Meus muito provavelmente débeis e sobrecarregados neurônios, em curto-circuito constante, doem ao cheiro da calcinação. Não conseguem iluminar nem sequer uma tênue razão do porquê que uma pessoa que diz acreditar não existir no Brasil ninguém mais honesta que ela se nega a formular imediata e intransigentemente a sua defesa e/ou a apresentar provas de sua inocência quando acusada de corrupção, muito embora o ônus da prova seja obrigação da parte que acusa.
Não obstante, talvez por culpa do meu possível baixo QI, acredito mais na sua honestidade do que o senhor próprio. E é matutando com muita dificuldade que eu aqui dou ao senhor alguns conselhos. Embora venham de um provável acéfalo, mesmo assim são conselhos, e de graça. Portanto, não custa nada ao senhor tentar avaliá-los mesmo que en passant. Quem sabe? Aqui vão:
Não recorra mais ao Supremo Tribunal Federal para pedir suspensão de quaisquer investigações sobre o senhor. Isso, na minha embotada opinião, pode parecer confissão involuntária de culpa. Sobretudo, cumpra com solicitude todas as intimações da Justiça. Não procrastine mais a sua defesa. Não fique constrangido de, depois da cadeira presidencial, o senhor se sentar no banco dos réus. Muito pelo contrário, tire proveito desse fato adverso em sua carreira política e mostre para todo mundo a sua inocência, o quão honesto de verdade o senhor é. O quanto estão errados os seus adversários maledicentes, tapando-lhes a boca. Se o senhor não deve o senhor também não deve temer. Capisce?
Tão logo saia deste quiproquó dos infernos, do qual acredito o senhor sairá mais fortalecido do que entrou, com a alma honesta lavada e mais limpa ainda, mova ação indenizatória por danos morais contra todos os seus acusadores caluniosos: são muitos e a maioria deles da classe abastada. Com as indenizações que, segundo a minha rasa inteligência, deverão compor uma substanciosa fortuna por força do seu quilate de ex-chefe da nação, e à guisa de desforra, compre não só um, mas dois apartamentos triplex ou tríplex, não importa; não só um sítio, mas dois com campo de aviação, de futebol e tudo mais.
Por último, provada a sua inocência, candidate-se de novo para as próximas eleições presidenciais.

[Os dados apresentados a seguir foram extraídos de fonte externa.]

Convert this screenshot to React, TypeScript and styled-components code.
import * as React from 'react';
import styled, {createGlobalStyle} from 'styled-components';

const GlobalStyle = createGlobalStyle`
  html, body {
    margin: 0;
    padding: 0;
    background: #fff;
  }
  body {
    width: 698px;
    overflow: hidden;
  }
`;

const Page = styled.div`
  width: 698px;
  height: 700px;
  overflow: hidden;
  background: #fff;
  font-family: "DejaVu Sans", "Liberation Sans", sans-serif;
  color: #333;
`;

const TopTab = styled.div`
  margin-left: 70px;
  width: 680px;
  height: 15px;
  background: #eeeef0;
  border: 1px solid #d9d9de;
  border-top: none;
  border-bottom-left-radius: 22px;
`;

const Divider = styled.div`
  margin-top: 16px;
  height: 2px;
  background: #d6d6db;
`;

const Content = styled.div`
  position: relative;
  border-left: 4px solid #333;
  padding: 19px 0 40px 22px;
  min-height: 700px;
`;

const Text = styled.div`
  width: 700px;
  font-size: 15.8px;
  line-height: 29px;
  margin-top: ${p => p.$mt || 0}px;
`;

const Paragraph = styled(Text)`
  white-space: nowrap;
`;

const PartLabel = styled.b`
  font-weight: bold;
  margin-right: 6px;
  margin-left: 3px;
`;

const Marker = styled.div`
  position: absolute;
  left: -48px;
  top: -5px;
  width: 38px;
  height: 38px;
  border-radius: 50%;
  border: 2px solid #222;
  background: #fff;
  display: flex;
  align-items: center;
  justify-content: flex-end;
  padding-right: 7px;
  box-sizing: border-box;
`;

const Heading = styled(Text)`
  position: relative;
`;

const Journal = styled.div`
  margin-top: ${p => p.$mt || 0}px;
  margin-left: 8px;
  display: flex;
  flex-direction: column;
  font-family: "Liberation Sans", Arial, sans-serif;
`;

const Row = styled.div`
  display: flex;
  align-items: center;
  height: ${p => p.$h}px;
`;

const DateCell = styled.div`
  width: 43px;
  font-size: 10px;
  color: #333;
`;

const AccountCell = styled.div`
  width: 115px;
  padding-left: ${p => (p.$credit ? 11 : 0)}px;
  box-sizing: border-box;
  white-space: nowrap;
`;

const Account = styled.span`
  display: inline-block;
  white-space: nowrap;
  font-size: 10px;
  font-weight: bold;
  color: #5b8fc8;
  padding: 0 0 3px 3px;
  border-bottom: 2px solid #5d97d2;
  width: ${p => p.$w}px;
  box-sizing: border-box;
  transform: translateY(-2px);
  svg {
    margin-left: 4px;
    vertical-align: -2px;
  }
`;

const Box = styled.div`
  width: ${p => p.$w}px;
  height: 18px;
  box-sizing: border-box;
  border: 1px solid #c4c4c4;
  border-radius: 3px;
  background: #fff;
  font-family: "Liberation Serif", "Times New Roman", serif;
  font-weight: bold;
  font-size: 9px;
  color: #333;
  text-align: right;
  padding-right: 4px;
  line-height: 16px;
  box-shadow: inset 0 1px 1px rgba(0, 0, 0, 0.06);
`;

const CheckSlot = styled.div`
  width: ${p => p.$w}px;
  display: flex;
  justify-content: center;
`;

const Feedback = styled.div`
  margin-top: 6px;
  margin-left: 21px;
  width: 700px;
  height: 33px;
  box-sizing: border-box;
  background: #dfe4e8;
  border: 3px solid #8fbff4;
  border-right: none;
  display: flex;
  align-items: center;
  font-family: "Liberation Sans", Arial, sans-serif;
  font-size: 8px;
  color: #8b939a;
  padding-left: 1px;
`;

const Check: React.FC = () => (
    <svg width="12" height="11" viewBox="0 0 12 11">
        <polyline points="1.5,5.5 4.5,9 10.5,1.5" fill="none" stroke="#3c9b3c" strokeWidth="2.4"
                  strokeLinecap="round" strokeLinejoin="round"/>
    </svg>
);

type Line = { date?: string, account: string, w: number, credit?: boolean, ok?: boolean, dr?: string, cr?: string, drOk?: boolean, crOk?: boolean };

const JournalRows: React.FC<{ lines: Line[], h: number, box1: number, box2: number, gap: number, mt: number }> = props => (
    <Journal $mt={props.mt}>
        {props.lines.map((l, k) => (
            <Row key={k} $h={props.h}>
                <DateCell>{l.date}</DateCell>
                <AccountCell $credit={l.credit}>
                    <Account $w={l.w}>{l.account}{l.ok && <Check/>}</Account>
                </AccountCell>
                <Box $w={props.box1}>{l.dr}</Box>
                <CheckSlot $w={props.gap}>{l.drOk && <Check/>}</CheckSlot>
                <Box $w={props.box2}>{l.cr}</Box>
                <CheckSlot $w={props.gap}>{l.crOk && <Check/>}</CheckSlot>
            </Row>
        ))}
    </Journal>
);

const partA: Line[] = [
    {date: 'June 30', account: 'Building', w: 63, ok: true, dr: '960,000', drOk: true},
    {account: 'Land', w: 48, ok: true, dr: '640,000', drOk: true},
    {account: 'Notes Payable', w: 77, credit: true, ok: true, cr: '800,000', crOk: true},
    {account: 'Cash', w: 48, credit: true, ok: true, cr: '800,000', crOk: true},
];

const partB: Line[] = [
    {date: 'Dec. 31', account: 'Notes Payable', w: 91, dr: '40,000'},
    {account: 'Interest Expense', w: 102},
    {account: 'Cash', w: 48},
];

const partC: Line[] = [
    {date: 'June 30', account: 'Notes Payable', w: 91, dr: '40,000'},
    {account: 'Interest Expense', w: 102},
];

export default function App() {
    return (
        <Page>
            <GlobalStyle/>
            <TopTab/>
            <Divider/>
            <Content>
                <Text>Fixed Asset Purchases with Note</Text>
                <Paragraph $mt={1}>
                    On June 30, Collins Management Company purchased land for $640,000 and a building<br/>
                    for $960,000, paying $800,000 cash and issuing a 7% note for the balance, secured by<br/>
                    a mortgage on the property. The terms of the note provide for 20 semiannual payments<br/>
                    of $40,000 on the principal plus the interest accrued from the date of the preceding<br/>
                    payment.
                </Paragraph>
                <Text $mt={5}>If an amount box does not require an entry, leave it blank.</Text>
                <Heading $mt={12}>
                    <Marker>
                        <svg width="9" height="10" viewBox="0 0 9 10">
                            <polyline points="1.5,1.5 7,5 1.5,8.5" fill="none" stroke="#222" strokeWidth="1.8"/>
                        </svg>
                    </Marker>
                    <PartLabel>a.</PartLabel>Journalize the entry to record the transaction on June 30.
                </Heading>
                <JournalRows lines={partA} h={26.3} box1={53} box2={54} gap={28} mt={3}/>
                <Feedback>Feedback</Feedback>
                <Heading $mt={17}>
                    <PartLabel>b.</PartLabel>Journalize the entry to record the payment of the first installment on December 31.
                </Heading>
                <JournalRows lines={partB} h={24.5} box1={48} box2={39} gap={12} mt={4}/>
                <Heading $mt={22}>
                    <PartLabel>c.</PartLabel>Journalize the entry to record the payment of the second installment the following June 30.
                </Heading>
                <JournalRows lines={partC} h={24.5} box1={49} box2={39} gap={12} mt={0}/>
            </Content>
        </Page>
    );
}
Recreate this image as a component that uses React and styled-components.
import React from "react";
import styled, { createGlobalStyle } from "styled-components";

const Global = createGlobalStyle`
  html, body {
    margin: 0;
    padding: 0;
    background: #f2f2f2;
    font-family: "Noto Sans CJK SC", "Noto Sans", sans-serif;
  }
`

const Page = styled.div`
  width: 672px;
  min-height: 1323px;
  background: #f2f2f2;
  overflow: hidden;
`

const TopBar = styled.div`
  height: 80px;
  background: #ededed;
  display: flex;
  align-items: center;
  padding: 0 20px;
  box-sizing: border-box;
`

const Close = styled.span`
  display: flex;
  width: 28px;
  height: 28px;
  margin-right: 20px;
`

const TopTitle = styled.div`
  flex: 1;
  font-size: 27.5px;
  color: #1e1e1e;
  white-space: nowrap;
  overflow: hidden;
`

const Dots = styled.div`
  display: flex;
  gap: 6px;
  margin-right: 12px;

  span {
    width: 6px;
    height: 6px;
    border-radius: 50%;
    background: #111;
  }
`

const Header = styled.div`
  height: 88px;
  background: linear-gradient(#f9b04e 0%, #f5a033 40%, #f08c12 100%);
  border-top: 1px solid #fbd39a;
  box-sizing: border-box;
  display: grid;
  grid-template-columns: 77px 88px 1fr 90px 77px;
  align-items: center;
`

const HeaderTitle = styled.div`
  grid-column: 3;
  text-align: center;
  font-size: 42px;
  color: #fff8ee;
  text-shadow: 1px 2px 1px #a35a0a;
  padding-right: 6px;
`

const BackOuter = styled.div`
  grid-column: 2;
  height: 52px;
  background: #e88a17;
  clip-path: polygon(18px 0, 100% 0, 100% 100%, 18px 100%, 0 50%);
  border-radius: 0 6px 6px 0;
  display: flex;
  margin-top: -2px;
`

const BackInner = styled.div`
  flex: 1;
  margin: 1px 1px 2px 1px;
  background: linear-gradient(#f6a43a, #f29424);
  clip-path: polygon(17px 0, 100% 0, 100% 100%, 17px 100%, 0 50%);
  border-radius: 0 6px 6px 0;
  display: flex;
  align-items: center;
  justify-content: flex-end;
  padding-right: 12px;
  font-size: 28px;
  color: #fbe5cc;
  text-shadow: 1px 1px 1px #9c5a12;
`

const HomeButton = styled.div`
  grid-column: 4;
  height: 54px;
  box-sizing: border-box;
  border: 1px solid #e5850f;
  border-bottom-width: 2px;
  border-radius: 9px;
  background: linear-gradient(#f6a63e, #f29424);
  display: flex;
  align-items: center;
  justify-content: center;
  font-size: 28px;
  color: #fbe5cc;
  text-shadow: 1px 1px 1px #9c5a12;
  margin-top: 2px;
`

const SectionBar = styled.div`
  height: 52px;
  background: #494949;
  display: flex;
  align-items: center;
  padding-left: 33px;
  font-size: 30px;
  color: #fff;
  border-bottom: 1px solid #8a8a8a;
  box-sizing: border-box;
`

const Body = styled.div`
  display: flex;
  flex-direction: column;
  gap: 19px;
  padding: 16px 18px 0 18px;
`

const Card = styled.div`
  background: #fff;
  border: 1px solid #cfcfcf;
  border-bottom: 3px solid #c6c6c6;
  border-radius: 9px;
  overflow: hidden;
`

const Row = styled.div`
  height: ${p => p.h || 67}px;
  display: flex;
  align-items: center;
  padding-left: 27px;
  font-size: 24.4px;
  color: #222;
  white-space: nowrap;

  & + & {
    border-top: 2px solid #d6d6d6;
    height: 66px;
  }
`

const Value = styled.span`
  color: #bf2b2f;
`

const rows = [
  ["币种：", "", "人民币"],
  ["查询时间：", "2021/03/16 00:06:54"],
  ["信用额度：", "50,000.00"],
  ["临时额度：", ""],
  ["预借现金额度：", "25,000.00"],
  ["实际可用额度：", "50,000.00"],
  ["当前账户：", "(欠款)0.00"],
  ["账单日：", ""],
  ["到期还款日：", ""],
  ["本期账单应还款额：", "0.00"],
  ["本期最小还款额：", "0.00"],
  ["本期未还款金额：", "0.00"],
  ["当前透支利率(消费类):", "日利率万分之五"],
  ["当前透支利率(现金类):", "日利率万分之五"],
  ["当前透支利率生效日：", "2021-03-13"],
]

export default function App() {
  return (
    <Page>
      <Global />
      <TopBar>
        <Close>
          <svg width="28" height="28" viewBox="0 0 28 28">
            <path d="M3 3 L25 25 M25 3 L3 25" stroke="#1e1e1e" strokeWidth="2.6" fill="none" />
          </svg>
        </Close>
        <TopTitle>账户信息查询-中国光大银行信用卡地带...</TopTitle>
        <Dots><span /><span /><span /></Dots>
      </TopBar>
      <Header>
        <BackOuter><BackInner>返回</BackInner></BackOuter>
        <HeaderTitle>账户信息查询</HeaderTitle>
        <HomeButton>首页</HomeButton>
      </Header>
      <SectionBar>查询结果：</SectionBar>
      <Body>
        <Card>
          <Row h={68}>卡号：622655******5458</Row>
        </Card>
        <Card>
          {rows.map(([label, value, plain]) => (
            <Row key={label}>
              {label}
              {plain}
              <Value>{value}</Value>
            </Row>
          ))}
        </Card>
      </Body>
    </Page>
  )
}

Se o senhor não tiver entre 80% a 90% dos votos válidos ainda no primeiro turno dou a minha cara de retardado a tapas.
Enfim, meu caro senhor Lula, o que posso de modo muito precário depreender desse seu comportamento muitíssimo paradoxal, e deveras incompreensível, pelo menos para mim, um apalermado cidadão votante, é que eu devo estar precisando de tratamento psiquiátrico urgente. Digo isto porque, apesar de tudo, enquanto eu persisto em apostar na sua honestidade, o senhor segue dando pistas de que pode estar enganando a si mesmo ao querer, na marra, que todos, indistintamente, creiam na sua inocência. Isso sem o cabedal de provas inequívocas que o senhor, de forma inexplicável, nega-se a apresentar, muito embora, mesmo numa democracia meia-boca, que espero não seja o nosso caso, o ônus da prova caiba a quem denuncia.
Amanhã mesmo vou procurar ajuda terapêutica antes que, de presumível retardado mental, eu fique completa e manifestadamente desmiolado e comece a achar que sou um derrotado soldado raso do então moribundo império napoleônico de quatro em Waterloo, sem atinar a razão de ali estar e o porquê da infame posição.